With a game plan as elaborate as anything coach Gary Williams could dream up, officers talked strategy, tactics and teamwork.

They set up cameras to monitor the action on fraternity row. They took down street signs, removed benches, emptied trash bins and mounted horses.

At halftime, police began shutting down parts of U.S. 1 through the town and set up a barricade at Knox Road with a half-dozen officers behind it clad in riot gear.

On Saturday, a mob threw bottles at police, vandalized patrol cars and smashed store windows. After Maryland's semifinal loss to Duke a year ago, students caused more than $250,000 in damage by setting bonfires around town.

Terps fever ran cooler elsewhere in the state, where the championship game had to compete with Opening Day at Oriole Park - not to mention a sports scene dominated year-round by the Ravens.

Even so, interest in the basketball championship game was strong enough to inspire a proclamation from the governor, a run on Terps shirts at an Annapolis sporting goods store and an oddball hallway chant at a Catholic girls' school in Towson.

"Indiana has been living on borrowed time for quite a while, and I hope it's all over for them tonight," said Don Clasen, 38, a 1988 Maryland graduate who bought three "Fear the Turtle" shirts at Modell's Sporting Goods in Annapolis. "The Terps are on a roll."

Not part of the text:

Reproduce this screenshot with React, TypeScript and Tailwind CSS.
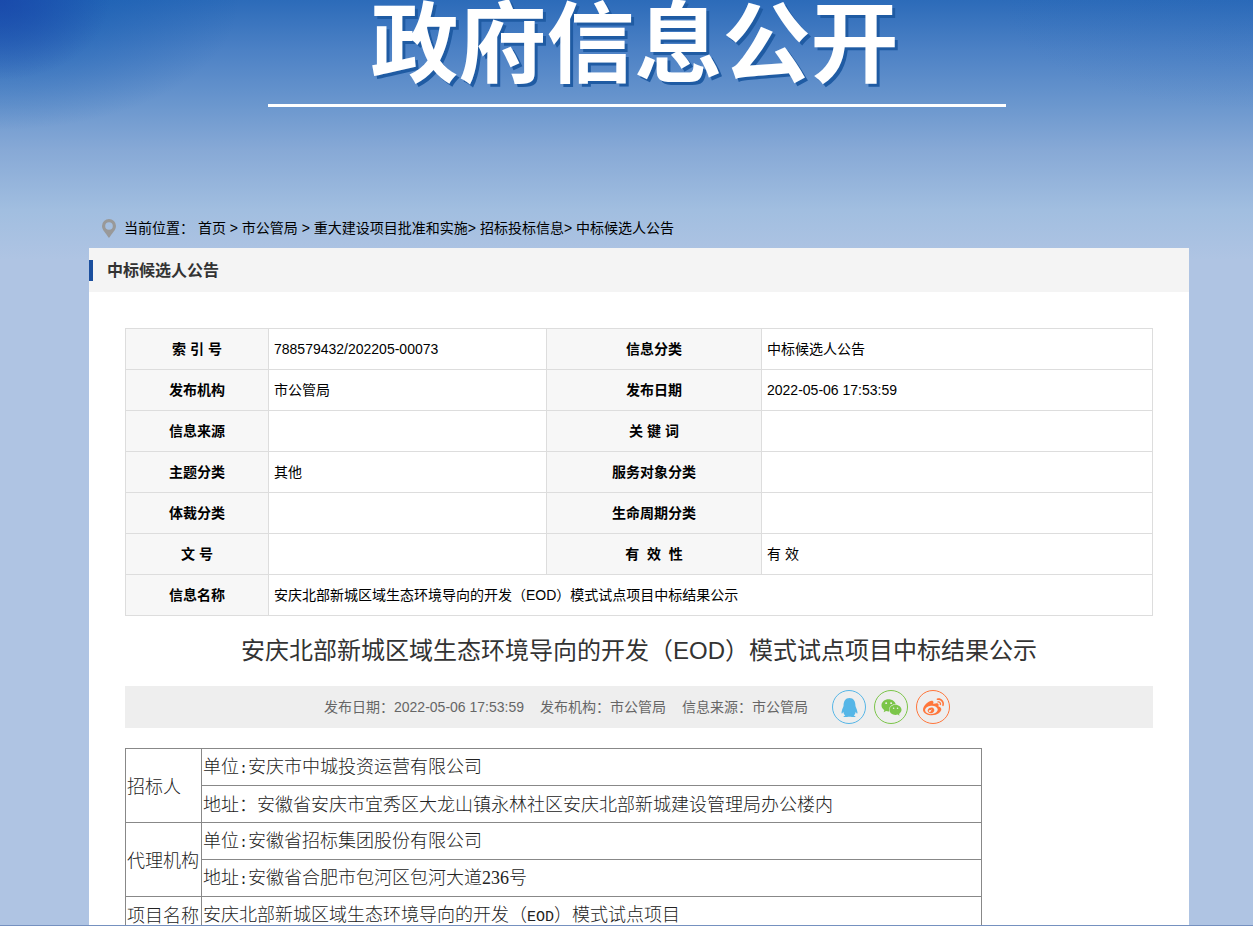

Gov. Parris N. Glendening flew to Atlanta yesterday after proclaiming April 1 "Road to the Championship" day.

If that formal gesture didn't scream excitement, a goofy ritual born in the hallways of Notre Dame Prep in Towson sure did.

As one girl passed another in the academy's halls yesterday, she'd begin, "Fear the ... "

"Turtle," came the reply.

A white sheet flapping in the spring breeze at the busy intersection of North Charles Street and Northern Parkway was spray-painted with the same slogan.

At Oriole Park, Terps shirts were as common as Orioles caps. The biggest cheer came not for the O's but for Terps head coach Gary Williams' videotaped Opening Day message and the "Fear the Turtles" banner on the Jumbotron.

Waves of cheers greeted two fans who carried a large white Terps banner while walking through the park.

Fans of basketball and baseball struggled to give both sports their due.

Baltimore County Executive C.A. Dutch Ruppersberger, Class of '67, sported a Terps sweat shirt last week and ordered the courthouse to be lighted in red.

But he was decked out in Oriole orange yesterday morning, according to his spokeswoman, Elise Armacost.

"But I'm sure he'll be shedding that for red as soon as the game's over," she said.

At Kmart in Catonsville, $16.99 Terps shirts were selling - but not as hotcake-quick as Ravens shirts did throughout football season, said Renay Snowden, men's clothing manager.

"I guess a lot of people aren't really into basketball like they're into football," she said. "I like basketball too, but I love football."

She said she identifies with the football team because it plays close by. "It's Baltimore Ravens," she said. "They got the stadium."

At a West Baltimore street corner where he sells bedding from a truck, Anthony Jackson worried about getting stuck with $300 worth of Terps flags. Late last week, after Maryland made the Final Four, Jackson added flags to the mix of sheets and comforters he usually peddles at Swann Avenue and Route 40.

As of yesterday afternoon, he hadn't sold a single flag. He'd already dropped the price, from $15 to $10.

"It's probably a professional thing," said Jackson, 21. "People are into the professional league instead of the college league. They like bigger names."

UM merchandise was moving faster outside a Shell station a few miles west on Route 40.

"People are real excited," said salesman Larry Wynn. "The whole area's pumped up."